• March by Geraldine Brooks *** (of 4)

    Mr. March, in Louisa May Alcott’s Little Women, heads south to fight the Confederacy at the opening of Alcott’s novel and returns on Christmas a year later.  This is Brooks’ imaginings of what March would have encountered as an idealistic preacher from Concord heading into the heart of a Civil War.  Not surprisingly, he learns war is hell, slavery is worse, racism is painfully ugly and not the sole purview of southerners, and that his personal attempts at action and intervention are pitifully ineffective.  Look, if you are going to read a book about slavery, by all means begin with Andrea Levy’s The Long Song, the recounting of slave life and uprisings in Jamaica.  Levy’s characters are real people.  Brooks’ has an interesting idea — she won a Pulitzer Prize for this book — but like most of her books the characters in March are uni-dimensional, interesting in a TV sort of way, but utterly forgettable as soon as the book is completed.

  • Gettysburg by Stephen W. Sears

    According to the Times, Jay Winik, “Sears’s reconstruction is “The Civil War equivalent of a modern spy satellite photograph. He hovers above the action, giving us a panoramic view.”

  • Confederates in the Attic: America’s Unfinished Civil War by Tony Horwitz *** (of 4)

    A nice Jewish boy from the D.C. suburbs treks across the south meeting Civil War re-enactors, Daughters of the Confederate States of America, poor-whites with rebel flags flapping from their pick-up trucks and discovers not only hasn’t the Civil War ended in the south, but on the contrary, since the days of integration following the Civil Rights legislation of the 60s, positions on race and north vs. south issues have in fact hardened. This is NOT a dry textbook, but rather a largely humorous, respectful travelogue and visit with people I find repulsive. The author does, too, sometimes, in the same way, say, a Jonathan Raban (a Brit) did when he motored down the Mississippi like Huck Finn only to discover the middle of America was filled with overweight Americans sprawled on folding lawn chairs atop pontoon boats. The only reason the book doesn’t get four stars is it’s about 75 pages too long. Nevertheless, I unreservedly recommend reading the first 275-300 pages. June, 2005.

  • The Civil War by Bruce Catton **** of 4

    I listened to it on tape. It’s a short history of the Civil War. Gettysburg takes about six minutes. The Monitor and Merrimack about two. What makes the book so good, beyond the suspenseful writing (I didn’t know who was going to win the Civil War until the very end of the book), is the multiple perspectives Catton brings to view the war by. He examines the different economies of North and South, the Navies, their alliances, and electoral politics. That means the battles, which so many books focus on, are placed in a much wider context and are not given undue weight. May, 2005

  • The March by E.L. Doctorow **** (of 4)

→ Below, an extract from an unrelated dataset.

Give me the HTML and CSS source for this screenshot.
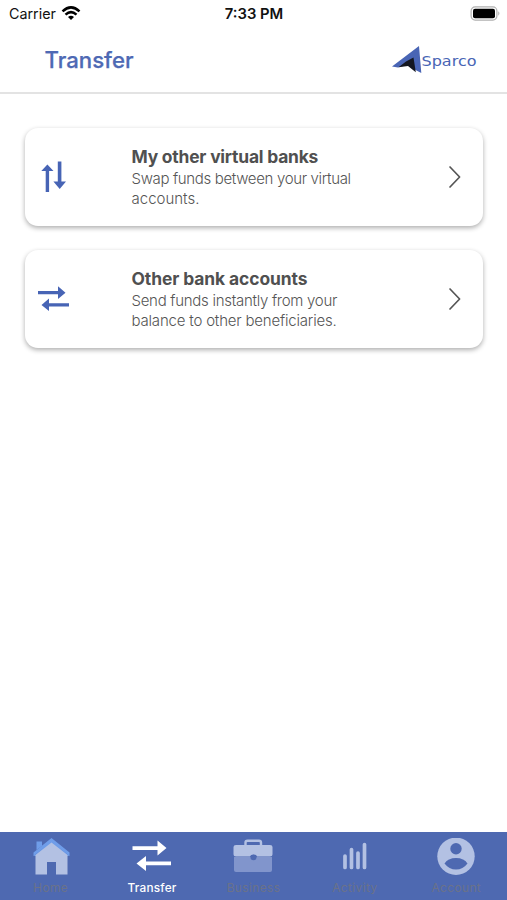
FILE: index.html
```html
<!DOCTYPE html>
<html lang="en">
<head>
<meta charset="utf-8">
<title>Transfer</title>
<link rel="stylesheet" href="styles.css">
</head>
<body>
<div class="app">
  <div class="status">
    <div class="carrier"><span>Carrier</span>
      <svg width="20" height="15" viewBox="0 0 20 15"><g fill="none" stroke="#000" stroke-width="2.5"><path d="M1.5 5.3Q10-2.5 18.5 5.3"/><path d="M4.5 8.6Q10 3.6 15.5 8.6"/></g><path d="M7 11Q10 8.6 13 11L10 14Z"/></svg>
    </div>
    <span class="clock">7:33 PM</span>
    <svg class="battery" width="31" height="16" viewBox="0 0 31 16"><rect x="1.1" y=".9" width="25.8" height="13.2" rx="4" fill="#fff" stroke="#b0b0b0" stroke-width="1.2"/><rect x="3" y="2.8" width="22" height="9.4" rx="2"/><path d="M28.3 5.3Q30.5 7.5 28.3 9.7Z" fill="#aaa"/></svg>
  </div>
  <header class="header">
    <h1>Transfer</h1>
    <svg class="logo" width="86" height="30" viewBox="0 0 86 30"><path d="M1 21.500L28 1L30.300 28L25.500 25.500L16 20L7 22.500Z" fill="#4965b5"/><path d="M7.500 22.300L15 16.500L22.500 12.500L24.800 27.300L17 21Z" fill="#141720"/><text class="logo-text" x="30.500" y="20.800" textLength="55" lengthAdjust="spacingAndGlyphs">Sparco</text></svg>
  </header>
  <main class="list">
    <a class="card">
      <svg class="card-icon" width="32" height="32" viewBox="0 0 32 32" fill="#4764b5"><path d="M7.700 31V10H3.300L9.400 3.500L15.500 10H11.100V31ZM19.800 .5H23.400V20.500H28L21.700 28L15.400 20.500H19.800Z"/></svg>
      <div class="card-text"><h2 class="title-a">My other virtual banks</h2><p><span class="a1">Swap funds between your virtual</span><br><span class="a2">accounts.</span></p></div>
      <svg class="chevron" width="14" height="24" viewBox="0 0 14 24"><path d="M2 2L11.600 12L2 22"/></svg>
    </a>
    <a class="card">
      <svg class="card-icon" width="32" height="32" viewBox="0 0 32 32" fill="#4764b5"><path d="M0 8H20V3.200L27.500 9.700L20 16V11.300H0ZM31 20.200H11V15.500L3.500 22L11 28V23.600H31Z"/></svg>
      <div class="card-text"><h2 class="title-b">Other bank accounts</h2><p><span class="b1">Send funds instantly from your</span><br><span class="b2">balance to other beneficiaries.</span></p></div>
      <svg class="chevron" width="14" height="24" viewBox="0 0 14 24"><path d="M2 2L11.600 12L2 22"/></svg>
    </a>
  </main>
  <nav class="tabs">
    <a class="tab"><svg width="40" height="40" viewBox="0 0 40 40"><path d="M5.500 12V3.500H11V8M2.500 18L20.500 3L38.500 18" fill="#6f9de9"/><path d="M2.500 18V14.500L20.500 0L38.500 14.500V18L20.500 4Z" fill="#6f9de9"/><path d="M4.500 17L20.500 4.500L36.500 17V36.500H25V24H16V36.500H4.500Z" fill="#b3c1e3"/></svg><span>Home</span></a>
    <a class="tab active"><svg width="40" height="40" viewBox="0 0 40 40" fill="#fff"><path d="M.5 8.200H25.500V2.500L34.500 10L25.500 17.500V12H.5ZM39 23.500H14V18L4.500 25.500L14 33V27.300H39Z"/></svg><span>Transfer</span></a>
    <a class="tab"><svg width="40" height="40" viewBox="0 0 40 40"><path d="M1 19H39V32Q39 34 37 34H3Q1 34 1 32Z" fill="#8195cc"/><path d="M12.500 8V4.500Q12.500 2.800 14.500 2.800H26Q28 2.800 28 4.500V8" fill="none" stroke="#b3c1e3" stroke-width="2.400"/><path d="M3 7H37Q39.500 7 39.500 9V16Q39.500 18.500 37 18.500H24Q23.500 16.500 20.500 16.500Q17.500 16.500 17 18.500H3Q.5 18.500.5 16V9Q.5 7 3 7Z" fill="#b3c1e3"/><ellipse cx="20.500" cy="19.500" rx="3" ry="2.700" fill="#4e69b1"/></svg><span>Business</span></a>
    <a class="tab"><svg width="40" height="40" viewBox="0 0 40 40"><path d="M10 18V29.500M16.500 11.500V29.500M23 15V29.500M29.500 6.500V29.500" stroke="#b3c1e3" stroke-width="3.700" stroke-linecap="round"/></svg><span>Activity</span></a>
    <a class="tab"><svg width="40" height="40" viewBox="0 0 40 40"><circle cx="20" cy="18.300" r="18.700" fill="#b3c1e3"/><circle cx="20" cy="10.700" r="5.700" fill="#4e69b1"/><path d="M8.500 25.500Q12 20 20 20Q28 20 31.500 25.500Q27 31.500 20 31.500Q13 31.500 8.500 25.500Z" fill="#4e69b1"/></svg><span>Account</span></a>
  </nav>
</div>
</body>
</html>
```
FILE: styles.css
```css
* { box-sizing: border-box; }
body { margin: 0; background: #fff; font-family: Inter, "Liberation Sans", sans-serif; }
.app { width: 507px; height: 900px; display: flex; flex-direction: column; overflow: hidden; }
.status { height: 27px; display: grid; grid-template-columns: 1fr auto 1fr; align-items: center; padding: 0 6px 0 7px; color: #111; }
.carrier { display: flex; align-items: center; gap: 5px; padding-left: 2px; font-size: 14.3px; }
.clock { font-size: 14.8px; font-weight: 600; }
.battery { justify-self: end; }
.header { height: 67px; border-bottom: 2px solid #e3e3e3; display: flex; justify-content: space-between; align-items: center; padding: 0 30px 0 44.500px; }
h1 { margin: 0; font-size: 22.2px; font-weight: 500; line-height: 28px; color: #4e69b4; -webkit-text-stroke: .25px #4e69b4; }
.logo-text { font: 13.500px "DejaVu Sans", sans-serif; fill: #4965b5; }
.list { flex: 1; padding: 34px 24px 0 25px; display: flex; flex-direction: column; gap: 24px; }
.card { height: 98px; border-radius: 13px; background: #fff; box-shadow: 0 2px 5px rgba(0,0,0,.32); display: flex; align-items: flex-start; padding: 18px 21px 0 13px; }
.card-icon { margin-top: 15px; }
.card-text { flex: 1; margin-left: 61.500px; white-space: nowrap; }
h2 { margin: 0; font-size: 17.400px; font-weight: 650; line-height: 22px; color: #505050; }
p { margin: 1px 0 0; font-size: 15px; font-weight: 300; line-height: 20px; color: #555; }
.title-a { letter-spacing: -.2px; }
.title-b { letter-spacing: -.08px; }
.a1 { letter-spacing: -.34px; }
.b1 { letter-spacing: -.28px; }
.b2 { letter-spacing: -.19px; }
.chevron { margin-top: 19px; fill: none; stroke: #555; stroke-width: 1.700; stroke-linecap: round; stroke-linejoin: round; }
.tabs { height: 68px; background: #4e69b1; display: grid; grid-template-columns: repeat(5, 1fr); }
.tab { display: flex; flex-direction: column; align-items: center; padding-top: 6px; font-size: 11.800px; line-height: 16px; color: #6b7289; letter-spacing: .45px; }
.tab span { margin-top: 2px; }
.active { color: #fff; font-weight: 500; letter-spacing: .2px; }
```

    The march is General William Tecumsah Sherman’s subjugation of the confederacy as seen through the eyes of carefully crafted, wholly believable, fictitious characters: freed-slaves, plantation owners, plantation wives, army physician, dirt-poor soldiers, and the historical figures they interact with. The plot is compelling and the story-telling is vintage Doctorow, a page turner. August 2007.